I've said before that Roger Moore is my favorite Bond, but I don't think I've ever said why.
In my mind, Bond is superhuman. In fact, it's almost unfair to expect him to have a hard time with anyone he deals with, therefore I enjoy it less when the films are taken seriously and portrayed seriously. It's easy to discern that Connery is a better actor than Moore, but the tongue-in-cheek quality that Moore brings to the character just fits my personal idea of the character better. This is not to say that Connery was a poor Bond--in fact, I'd say he was a great Bond. I just enjoy Moore's portrayal better.
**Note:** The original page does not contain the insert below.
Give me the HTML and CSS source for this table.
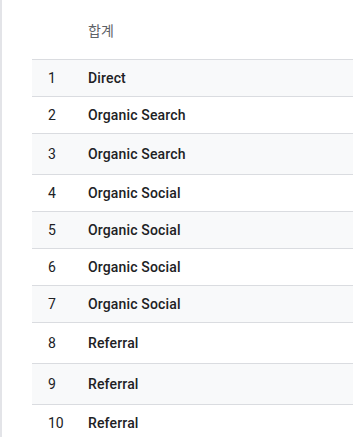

All in all, I have to say this was a pretty good film as things go. There was little unnecessary business, the story flowed along quite nicely, and despite it's length, I never really felt like it was dragging. The movie does slip into cliche from time to time, but at the same time it's still enjoyable as a genre film.
Oh, loved Lotte Lenya as Klebb. Well performed.